** START **

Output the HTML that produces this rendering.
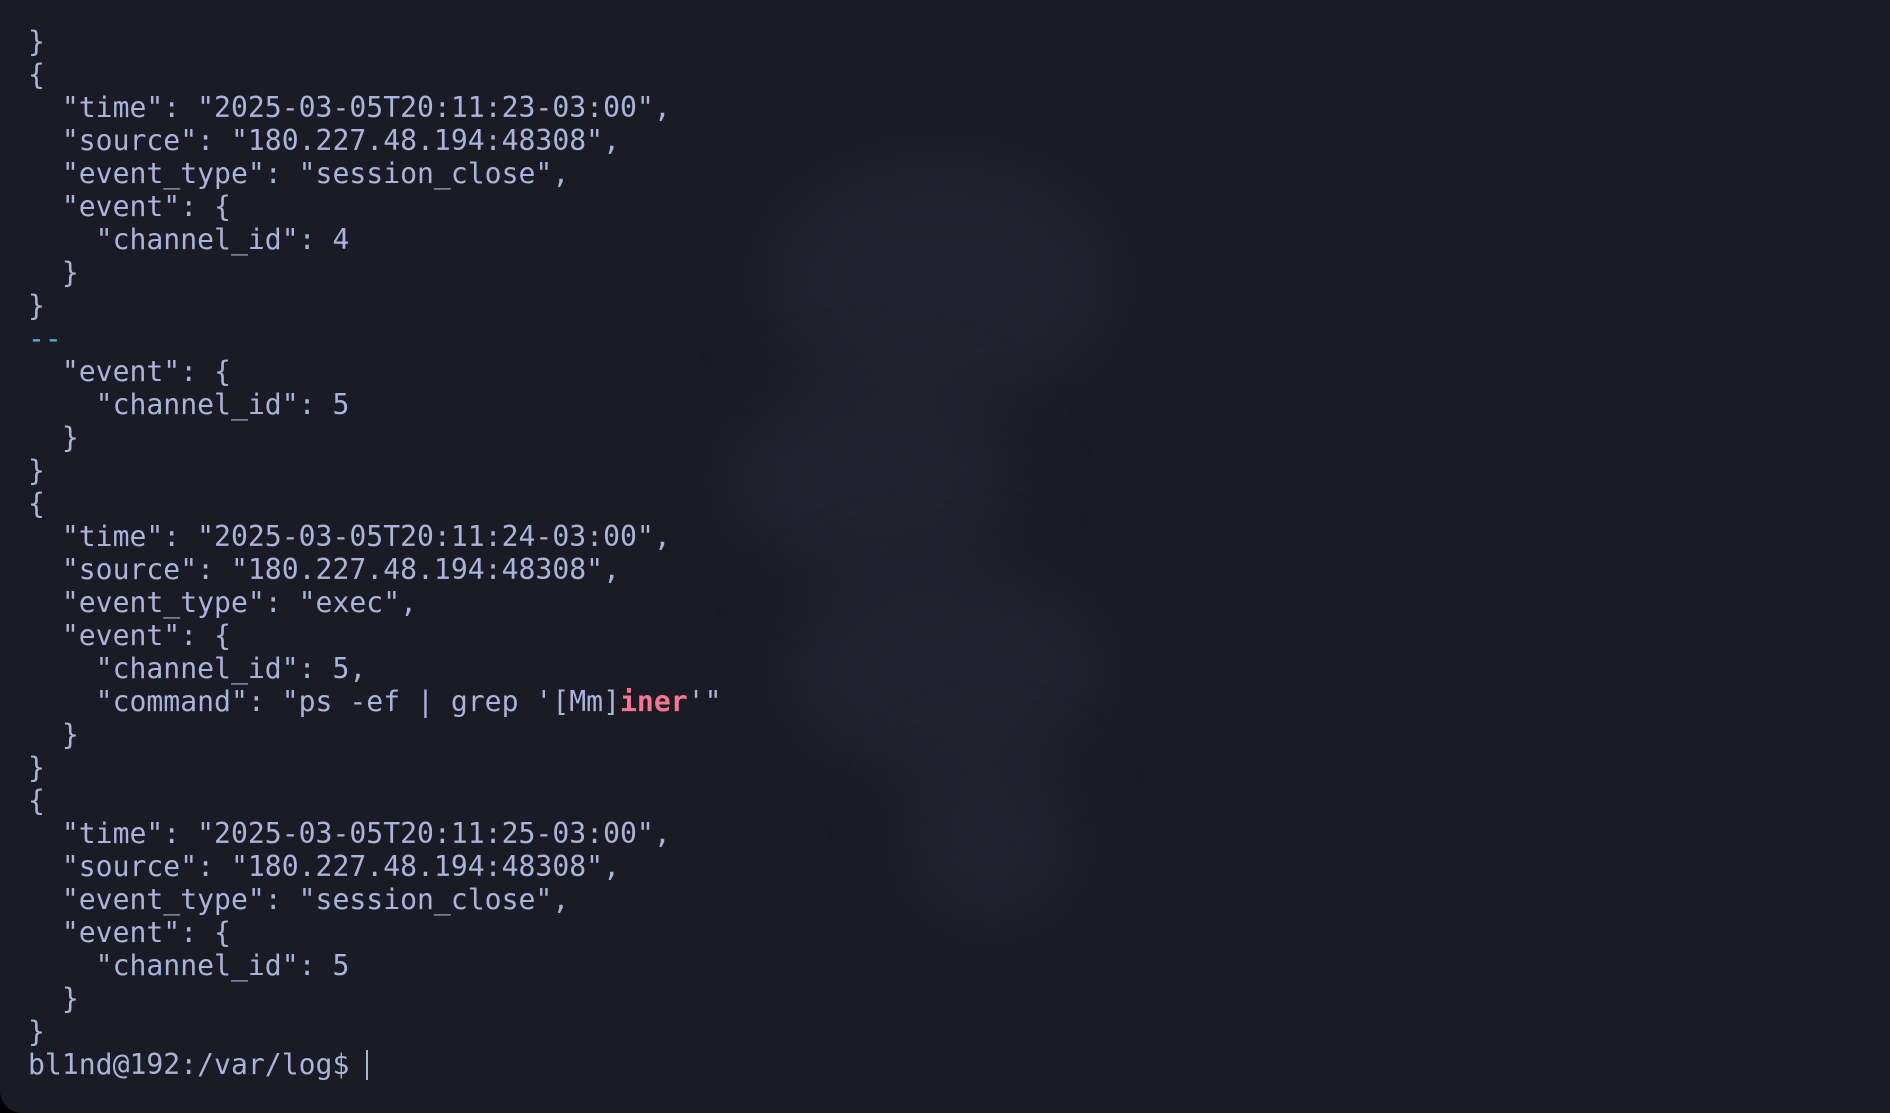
<!DOCTYPE html>
<html><head><style>
html,body{margin:0;padding:0;background:#000;}
.t{width:1890px;height:1113px;background:#1b1b26;border-radius:0 0 0 22px;position:relative;overflow:hidden;}
.d{position:absolute;border-radius:50%;background:#242530;filter:blur(35px);opacity:.75}
pre{position:absolute;left:28px;top:25px;margin:0;font-family:"DejaVu Sans Mono","Liberation Mono",monospace;font-size:28.1px;line-height:33px;color:#aab3db;}
.r{color:#f7768e;font-weight:bold}
.c{color:#4fb3e0}
.cur{display:inline-block;width:2px;height:30px;background:#aab3db;vertical-align:-6px}
</style></head><body><div class="t">
<div class="d" style="left:760px;top:150px;width:360px;height:260px"></div>
<div class="d" style="left:720px;top:380px;width:300px;height:200px"></div>
<div class="d" style="left:780px;top:560px;width:330px;height:220px"></div>
<div class="d" style="left:900px;top:750px;width:180px;height:180px"></div>
<pre>}
{
  "time": "2025-03-05T20:11:23-03:00",
  "source": "180.227.48.194:48308",
  "event_type": "session_close",
  "event": {
    "channel_id": 4
  }
}
<span class="c">--</span>
  "event": {
    "channel_id": 5
  }
}
{
  "time": "2025-03-05T20:11:24-03:00",
  "source": "180.227.48.194:48308",
  "event_type": "exec",
  "event": {
    "channel_id": 5,
    "command": "ps -ef | grep '[Mm]<span class="r">iner</span>'"
  }
}
{
  "time": "2025-03-05T20:11:25-03:00",
  "source": "180.227.48.194:48308",
  "event_type": "session_close",
  "event": {
    "channel_id": 5
  }
}
bl1nd@192:/var/log$ <span class="cur"></span></pre>
</div></body></html>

** END **

## AIM OF THE TASK
Would you return the data exactly as written, without the pictures?

## RESPONSE FOR THIS EXERCISE
Output the HTML that produces this rendering.
<!DOCTYPE html>
<html><head><style>
html,body{margin:0;padding:0;background:#000;}
.t{width:1890px;height:1113px;background:#1b1b26;border-radius:0 0 0 22px;position:relative;overflow:hidden;}
.d{position:absolute;border-radius:50%;background:#242530;filter:blur(35px);opacity:.75}
pre{position:absolute;left:28px;top:25px;margin:0;font-family:"DejaVu Sans Mono","Liberation Mono",monospace;font-size:28.1px;line-height:33px;color:#aab3db;}
.r{color:#f7768e;font-weight:bold}
.c{color:#4fb3e0}
.cur{display:inline-block;width:2px;height:30px;background:#aab3db;vertical-align:-6px}
</style></head><body><div class="t">
<div class="d" style="left:760px;top:150px;width:360px;height:260px"></div>
<div class="d" style="left:720px;top:380px;width:300px;height:200px"></div>
<div class="d" style="left:780px;top:560px;width:330px;height:220px"></div>
<div class="d" style="left:900px;top:750px;width:180px;height:180px"></div>
<pre>}
{
  "time": "2025-03-05T20:11:23-03:00",
  "source": "180.227.48.194:48308",
  "event_type": "session_close",
  "event": {
    "channel_id": 4
  }
}
<span class="c">--</span>
  "event": {
    "channel_id": 5
  }
}
{
  "time": "2025-03-05T20:11:24-03:00",
  "source": "180.227.48.194:48308",
  "event_type": "exec",
  "event": {
    "channel_id": 5,
    "command": "ps -ef | grep '[Mm]<span class="r">iner</span>'"
  }
}
{
  "time": "2025-03-05T20:11:25-03:00",
  "source": "180.227.48.194:48308",
  "event_type": "session_close",
  "event": {
    "channel_id": 5
  }
}
bl1nd@192:/var/log$ <span class="cur"></span></pre>
</div></body></html>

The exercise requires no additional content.